--- begin ---
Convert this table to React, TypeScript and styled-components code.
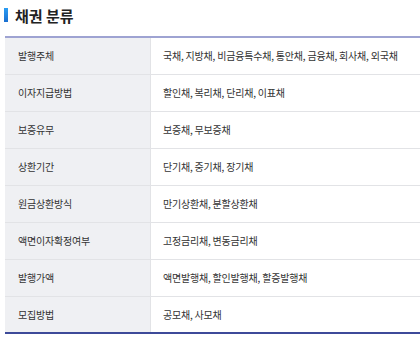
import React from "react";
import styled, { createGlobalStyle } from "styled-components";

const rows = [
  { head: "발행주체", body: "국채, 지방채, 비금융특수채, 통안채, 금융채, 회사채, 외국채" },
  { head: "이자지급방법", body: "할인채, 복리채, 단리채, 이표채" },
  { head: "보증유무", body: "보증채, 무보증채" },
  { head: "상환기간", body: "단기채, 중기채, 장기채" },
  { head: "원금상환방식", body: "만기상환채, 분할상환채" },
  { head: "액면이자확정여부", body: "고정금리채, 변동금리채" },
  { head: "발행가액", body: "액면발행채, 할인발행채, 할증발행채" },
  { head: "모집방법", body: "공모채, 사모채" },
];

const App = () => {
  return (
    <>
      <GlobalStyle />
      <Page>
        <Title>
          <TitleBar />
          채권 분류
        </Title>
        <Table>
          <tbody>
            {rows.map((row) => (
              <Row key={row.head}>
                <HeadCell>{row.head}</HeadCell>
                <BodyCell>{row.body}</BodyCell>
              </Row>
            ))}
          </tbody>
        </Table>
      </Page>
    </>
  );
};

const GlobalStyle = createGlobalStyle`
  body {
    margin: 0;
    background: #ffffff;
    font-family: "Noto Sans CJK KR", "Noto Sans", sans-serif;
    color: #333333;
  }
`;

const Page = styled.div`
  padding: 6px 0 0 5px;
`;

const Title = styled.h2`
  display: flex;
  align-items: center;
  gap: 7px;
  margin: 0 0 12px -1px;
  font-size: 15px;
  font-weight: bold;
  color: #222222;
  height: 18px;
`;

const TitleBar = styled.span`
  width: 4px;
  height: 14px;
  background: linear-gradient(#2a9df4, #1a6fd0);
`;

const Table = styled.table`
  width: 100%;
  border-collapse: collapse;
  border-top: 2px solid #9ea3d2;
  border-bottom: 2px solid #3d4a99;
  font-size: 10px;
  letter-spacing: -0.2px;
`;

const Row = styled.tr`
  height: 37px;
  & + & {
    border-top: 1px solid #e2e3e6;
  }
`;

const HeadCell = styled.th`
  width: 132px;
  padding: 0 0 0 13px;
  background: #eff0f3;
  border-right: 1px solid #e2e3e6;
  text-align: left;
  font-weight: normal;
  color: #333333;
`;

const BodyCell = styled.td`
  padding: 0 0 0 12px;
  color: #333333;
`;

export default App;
--- end ---
--- begin ---
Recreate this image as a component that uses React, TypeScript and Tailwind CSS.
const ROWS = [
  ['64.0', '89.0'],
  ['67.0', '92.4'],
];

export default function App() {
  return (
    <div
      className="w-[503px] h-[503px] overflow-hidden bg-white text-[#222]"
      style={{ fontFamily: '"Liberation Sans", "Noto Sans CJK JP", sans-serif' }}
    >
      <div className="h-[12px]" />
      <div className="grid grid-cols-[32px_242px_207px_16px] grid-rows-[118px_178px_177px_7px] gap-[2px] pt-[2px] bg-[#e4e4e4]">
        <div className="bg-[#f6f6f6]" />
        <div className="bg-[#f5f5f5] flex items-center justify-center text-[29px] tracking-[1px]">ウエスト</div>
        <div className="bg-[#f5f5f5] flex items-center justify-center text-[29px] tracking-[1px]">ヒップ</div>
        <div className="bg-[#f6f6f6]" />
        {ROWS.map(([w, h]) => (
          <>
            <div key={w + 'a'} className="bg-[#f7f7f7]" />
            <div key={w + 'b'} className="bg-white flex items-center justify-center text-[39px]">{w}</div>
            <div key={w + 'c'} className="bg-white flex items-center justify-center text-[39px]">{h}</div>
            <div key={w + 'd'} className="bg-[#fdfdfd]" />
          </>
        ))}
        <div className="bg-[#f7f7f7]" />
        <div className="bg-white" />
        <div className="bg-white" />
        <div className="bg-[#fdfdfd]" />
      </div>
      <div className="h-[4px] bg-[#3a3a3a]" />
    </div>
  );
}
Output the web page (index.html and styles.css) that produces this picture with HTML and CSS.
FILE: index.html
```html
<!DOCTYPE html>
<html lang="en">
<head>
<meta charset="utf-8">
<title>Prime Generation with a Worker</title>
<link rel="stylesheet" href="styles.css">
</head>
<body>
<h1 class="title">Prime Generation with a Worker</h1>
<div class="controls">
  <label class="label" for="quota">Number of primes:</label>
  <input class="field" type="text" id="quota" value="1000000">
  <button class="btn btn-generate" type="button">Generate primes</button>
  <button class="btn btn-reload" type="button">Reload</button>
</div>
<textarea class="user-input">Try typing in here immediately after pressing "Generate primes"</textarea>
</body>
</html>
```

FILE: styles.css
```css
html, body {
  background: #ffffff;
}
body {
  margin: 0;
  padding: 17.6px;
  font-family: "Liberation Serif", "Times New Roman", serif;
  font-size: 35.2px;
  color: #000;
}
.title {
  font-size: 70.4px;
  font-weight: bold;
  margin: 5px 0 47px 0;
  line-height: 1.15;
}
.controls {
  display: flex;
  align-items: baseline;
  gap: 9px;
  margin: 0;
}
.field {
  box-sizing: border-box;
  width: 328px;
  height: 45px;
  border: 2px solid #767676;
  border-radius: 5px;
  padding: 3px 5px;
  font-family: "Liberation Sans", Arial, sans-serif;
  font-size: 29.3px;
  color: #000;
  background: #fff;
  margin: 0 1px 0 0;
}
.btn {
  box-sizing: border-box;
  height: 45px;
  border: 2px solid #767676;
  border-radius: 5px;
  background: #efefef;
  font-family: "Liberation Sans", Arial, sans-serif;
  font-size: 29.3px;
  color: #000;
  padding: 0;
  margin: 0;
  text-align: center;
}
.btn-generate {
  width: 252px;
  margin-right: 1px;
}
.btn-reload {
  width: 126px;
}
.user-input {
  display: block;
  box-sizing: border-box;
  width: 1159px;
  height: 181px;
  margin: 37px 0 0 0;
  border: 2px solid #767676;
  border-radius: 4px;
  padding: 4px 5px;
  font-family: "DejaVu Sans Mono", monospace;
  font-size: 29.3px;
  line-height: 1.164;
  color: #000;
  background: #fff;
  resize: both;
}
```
--- end ---
--- begin ---
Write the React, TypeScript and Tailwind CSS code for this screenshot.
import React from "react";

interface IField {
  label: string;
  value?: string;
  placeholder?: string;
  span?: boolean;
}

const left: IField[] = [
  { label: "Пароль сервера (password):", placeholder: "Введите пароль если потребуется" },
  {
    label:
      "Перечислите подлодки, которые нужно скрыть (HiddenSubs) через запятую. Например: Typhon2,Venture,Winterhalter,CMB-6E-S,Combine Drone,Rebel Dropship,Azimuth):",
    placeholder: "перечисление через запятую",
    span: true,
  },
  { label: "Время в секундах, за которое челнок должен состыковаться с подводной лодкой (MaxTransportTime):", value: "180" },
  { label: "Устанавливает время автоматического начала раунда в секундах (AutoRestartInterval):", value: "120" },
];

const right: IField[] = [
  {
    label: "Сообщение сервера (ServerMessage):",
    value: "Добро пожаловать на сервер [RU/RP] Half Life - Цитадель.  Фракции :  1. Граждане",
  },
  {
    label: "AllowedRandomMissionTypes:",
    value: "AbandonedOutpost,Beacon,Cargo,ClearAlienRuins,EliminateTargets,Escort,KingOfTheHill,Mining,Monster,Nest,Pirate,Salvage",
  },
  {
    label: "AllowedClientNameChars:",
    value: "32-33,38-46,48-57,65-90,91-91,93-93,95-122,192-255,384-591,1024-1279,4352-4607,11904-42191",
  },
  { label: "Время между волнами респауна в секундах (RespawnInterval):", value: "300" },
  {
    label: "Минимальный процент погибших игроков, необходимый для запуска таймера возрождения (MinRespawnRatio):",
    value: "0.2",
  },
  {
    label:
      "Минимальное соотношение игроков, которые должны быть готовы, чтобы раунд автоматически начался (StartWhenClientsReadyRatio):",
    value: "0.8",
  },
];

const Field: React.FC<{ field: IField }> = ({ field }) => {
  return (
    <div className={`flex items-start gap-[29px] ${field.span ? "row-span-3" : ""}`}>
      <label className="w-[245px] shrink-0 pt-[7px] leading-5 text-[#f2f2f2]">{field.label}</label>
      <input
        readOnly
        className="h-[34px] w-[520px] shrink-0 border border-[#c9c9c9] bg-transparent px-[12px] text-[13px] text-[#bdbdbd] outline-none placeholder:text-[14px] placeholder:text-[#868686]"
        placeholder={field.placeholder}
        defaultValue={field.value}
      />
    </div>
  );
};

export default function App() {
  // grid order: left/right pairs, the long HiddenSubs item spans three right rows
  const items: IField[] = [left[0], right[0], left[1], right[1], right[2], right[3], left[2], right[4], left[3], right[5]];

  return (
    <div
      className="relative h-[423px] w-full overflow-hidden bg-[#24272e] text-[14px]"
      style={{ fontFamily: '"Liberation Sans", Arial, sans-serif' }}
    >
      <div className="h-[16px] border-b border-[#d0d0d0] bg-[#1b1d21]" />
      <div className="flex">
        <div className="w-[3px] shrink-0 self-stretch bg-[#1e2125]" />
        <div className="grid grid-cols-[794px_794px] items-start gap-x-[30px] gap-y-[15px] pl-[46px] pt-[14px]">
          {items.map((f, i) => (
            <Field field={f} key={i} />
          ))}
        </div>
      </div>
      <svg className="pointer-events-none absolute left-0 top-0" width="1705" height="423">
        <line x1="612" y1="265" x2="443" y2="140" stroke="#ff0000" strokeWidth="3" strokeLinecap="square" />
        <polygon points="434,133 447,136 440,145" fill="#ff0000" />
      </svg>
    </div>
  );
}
--- end ---
WHAT IS NEEDED: List all lines where "with" occurs.

COMPLETE RESPONSE:
Output the web page (index.html and styles.css) that produces this picture with HTML and CSS.
<title>Prime Generation with a Worker</title>
<h1 class="title">Prime Generation with a Worker</h1>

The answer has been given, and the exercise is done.